He doesn't talk about it much, but President Trump's mother, Mary Anne MacLeod, grew up poor in the fishing village of Tong in the Scottish Highlands.
Inside Edition visited the tiny village and the home where MacLeod lived together with her parents and nine siblings. The home remains in the family.
Local historical writer Ian Stephen told Inside Edition that times were tough when MacLeod was growing up.
“This was not an easy place to make a living,” he said. “You have displaced communities; this is the aftermath of the First World War, between the wars, uneasy political times, and depression. So here we have someone who had very little choice but to try and make a new life."

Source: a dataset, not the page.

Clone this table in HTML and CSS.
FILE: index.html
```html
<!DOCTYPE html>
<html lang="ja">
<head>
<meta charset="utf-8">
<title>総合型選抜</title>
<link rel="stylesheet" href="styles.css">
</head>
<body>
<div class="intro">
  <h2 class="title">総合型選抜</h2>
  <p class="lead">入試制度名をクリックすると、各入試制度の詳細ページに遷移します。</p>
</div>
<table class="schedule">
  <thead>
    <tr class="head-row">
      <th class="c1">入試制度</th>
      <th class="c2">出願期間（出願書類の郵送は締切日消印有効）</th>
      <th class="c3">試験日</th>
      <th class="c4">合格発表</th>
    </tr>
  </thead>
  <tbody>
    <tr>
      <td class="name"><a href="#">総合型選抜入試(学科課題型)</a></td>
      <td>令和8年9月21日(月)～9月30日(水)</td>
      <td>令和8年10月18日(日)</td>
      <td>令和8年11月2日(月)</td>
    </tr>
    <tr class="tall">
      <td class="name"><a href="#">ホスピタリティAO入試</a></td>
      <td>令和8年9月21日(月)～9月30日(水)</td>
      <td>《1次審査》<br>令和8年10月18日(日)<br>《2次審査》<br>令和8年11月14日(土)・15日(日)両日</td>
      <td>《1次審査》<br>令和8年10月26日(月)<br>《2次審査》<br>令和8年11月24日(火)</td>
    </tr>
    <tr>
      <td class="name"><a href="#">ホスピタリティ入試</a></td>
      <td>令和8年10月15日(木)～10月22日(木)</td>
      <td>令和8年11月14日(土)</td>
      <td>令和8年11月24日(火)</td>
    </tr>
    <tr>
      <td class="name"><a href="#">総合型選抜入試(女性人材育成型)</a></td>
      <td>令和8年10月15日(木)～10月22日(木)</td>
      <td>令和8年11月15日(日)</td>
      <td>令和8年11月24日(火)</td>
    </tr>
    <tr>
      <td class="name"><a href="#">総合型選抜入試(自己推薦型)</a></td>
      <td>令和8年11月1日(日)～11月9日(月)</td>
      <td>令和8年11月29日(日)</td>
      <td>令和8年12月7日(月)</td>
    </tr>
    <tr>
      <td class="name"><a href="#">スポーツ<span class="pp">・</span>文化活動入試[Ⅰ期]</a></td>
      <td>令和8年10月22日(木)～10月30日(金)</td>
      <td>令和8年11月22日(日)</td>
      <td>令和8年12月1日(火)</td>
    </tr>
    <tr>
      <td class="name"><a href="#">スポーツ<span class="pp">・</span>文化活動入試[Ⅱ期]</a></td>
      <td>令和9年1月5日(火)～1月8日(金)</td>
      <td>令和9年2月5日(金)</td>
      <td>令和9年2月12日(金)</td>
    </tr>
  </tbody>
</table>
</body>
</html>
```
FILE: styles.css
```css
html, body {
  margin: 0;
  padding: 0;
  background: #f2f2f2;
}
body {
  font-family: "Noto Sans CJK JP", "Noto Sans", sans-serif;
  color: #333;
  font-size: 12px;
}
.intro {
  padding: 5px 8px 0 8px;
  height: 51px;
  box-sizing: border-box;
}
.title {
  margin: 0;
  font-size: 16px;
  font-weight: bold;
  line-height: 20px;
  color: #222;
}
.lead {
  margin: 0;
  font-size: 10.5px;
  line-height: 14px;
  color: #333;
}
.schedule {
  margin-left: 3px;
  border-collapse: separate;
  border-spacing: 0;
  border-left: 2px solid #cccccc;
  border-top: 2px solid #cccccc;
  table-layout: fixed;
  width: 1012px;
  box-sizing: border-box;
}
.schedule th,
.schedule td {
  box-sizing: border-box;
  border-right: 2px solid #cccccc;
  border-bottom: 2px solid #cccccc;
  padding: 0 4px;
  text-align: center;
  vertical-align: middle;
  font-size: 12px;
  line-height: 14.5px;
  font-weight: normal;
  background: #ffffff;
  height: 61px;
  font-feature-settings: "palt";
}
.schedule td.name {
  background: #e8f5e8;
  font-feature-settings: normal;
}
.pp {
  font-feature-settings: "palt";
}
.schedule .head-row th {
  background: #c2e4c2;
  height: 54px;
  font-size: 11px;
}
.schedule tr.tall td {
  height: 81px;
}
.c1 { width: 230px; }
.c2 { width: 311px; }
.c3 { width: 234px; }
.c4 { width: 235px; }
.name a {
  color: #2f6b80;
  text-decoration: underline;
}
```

In 1930, when she was only 17, MacLeod decided to pack her bags and move from her humble home all the way to New York City, where she planned to work as a maid. She left home with only $50 in her pocket and no plans to return.
She arrived on Ellis Island by ship. Immigration records described her as having fair hair, a fair complexion, blue eyes and standing 5-foot-8.
Nina Burleigh, author of “Golden Handcuffs: The Secret History of Trump's Women,” spoke to Inside Edition about the president’s mother. "She goes to work as a maid in the closest thing to an American castle that existed then, the Carnegie household. Andrew Carnegie was a Scot and there was a connection,” she said.
MacLeod lived in this building in Astoria, Queens, when she met real estate developer Fred Trump at a party. They quickly married in 1936 and went on to have five children, including now-President Trump.
The relationship between mother and son relationship reportedly wasn't always warm and fuzzy, though. He tends to avoid speaking about his mom's modest upbringing. "Up from the bootstraps isn't really his thing right?" said Burleigh. "The Trump name is synonymous with class. It's classy, it's royal. It's gilt it's gold."
After his inauguration, Trump prominently displayed a photo of his father in the Oval Office, but there was no sign of his mother initially, though he eventually he added one of her and paid tribute to her last Mother's Day.
"My mother was a great person. I learned so much from my mother. So much of what I’ve done and so much of what I’ve become is because of my mother,” he said.
Trump visited his mother's ancestral home in Scotland just once, in 2008, when he was looking for a spot to open a golf course. He spent only about 90 seconds inside the home before continuing on his business trip.
He spoke with the local press at the time, saying: "It’s nice to be here. My mother never lost her feeling for Scotland, she loved Scotland more than anything."